Nous appelons à constituer à Orgelet une liste citoyenne fondée sur un engagement clair : replacer les habitants au cœur des décisions par des référendums locaux et des votations d’initiative populaire. Ces outils existent — la révision constitutionnelle de 2003 les rend possibles — mais ils restent trop souvent ignorés ou réduits à l’état de vitrine. Il est temps de les activer, de les institutionnaliser, d’en faire l’ossature d’une démocratie municipale rénovée.

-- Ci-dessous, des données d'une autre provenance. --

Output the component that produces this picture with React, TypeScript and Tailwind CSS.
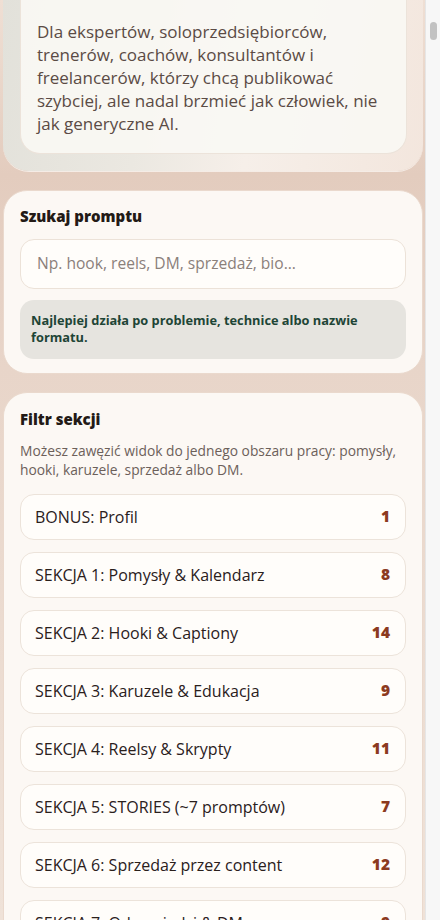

L’exemple suisse est devant nous. Là-bas, les votations régulières, les initiatives populaires et les débats publics nourris montrent qu’une autre culture politique est possible : une culture fondée sur la discussion collective, la responsabilité citoyenne, et non sur le culte de la personnalité ou le spectacle permanent. La démocratie directe, ce n’est pas l’illusion d’un peuple infaillible, c’est la reconnaissance de sa légitimité à décider des affaires communes. Ce n’est pas une utopie étrangère : c’est une boussole.

Ce modèle, nous pouvons l’adapter à notre contexte local, où l’on décide ensemble, où l’on débat pour de vrai, où l’élu devient facilitateur plutôt que gestionnaire tout-puissant. Ce n’est pas une promesse de perfection : c’est une promesse de participation, de transparence et de confiance retrouvée.

Si vous partagez cette vision d’une démocratie réinventée, si vous croyez que le changement commence par le local, alors rejoignez-nous. Préparons ensemble les élections municipales de 2026.

Car la démocratie ne se délègue pas. Elle se pratique. Elle se construit. Elle se conquiert.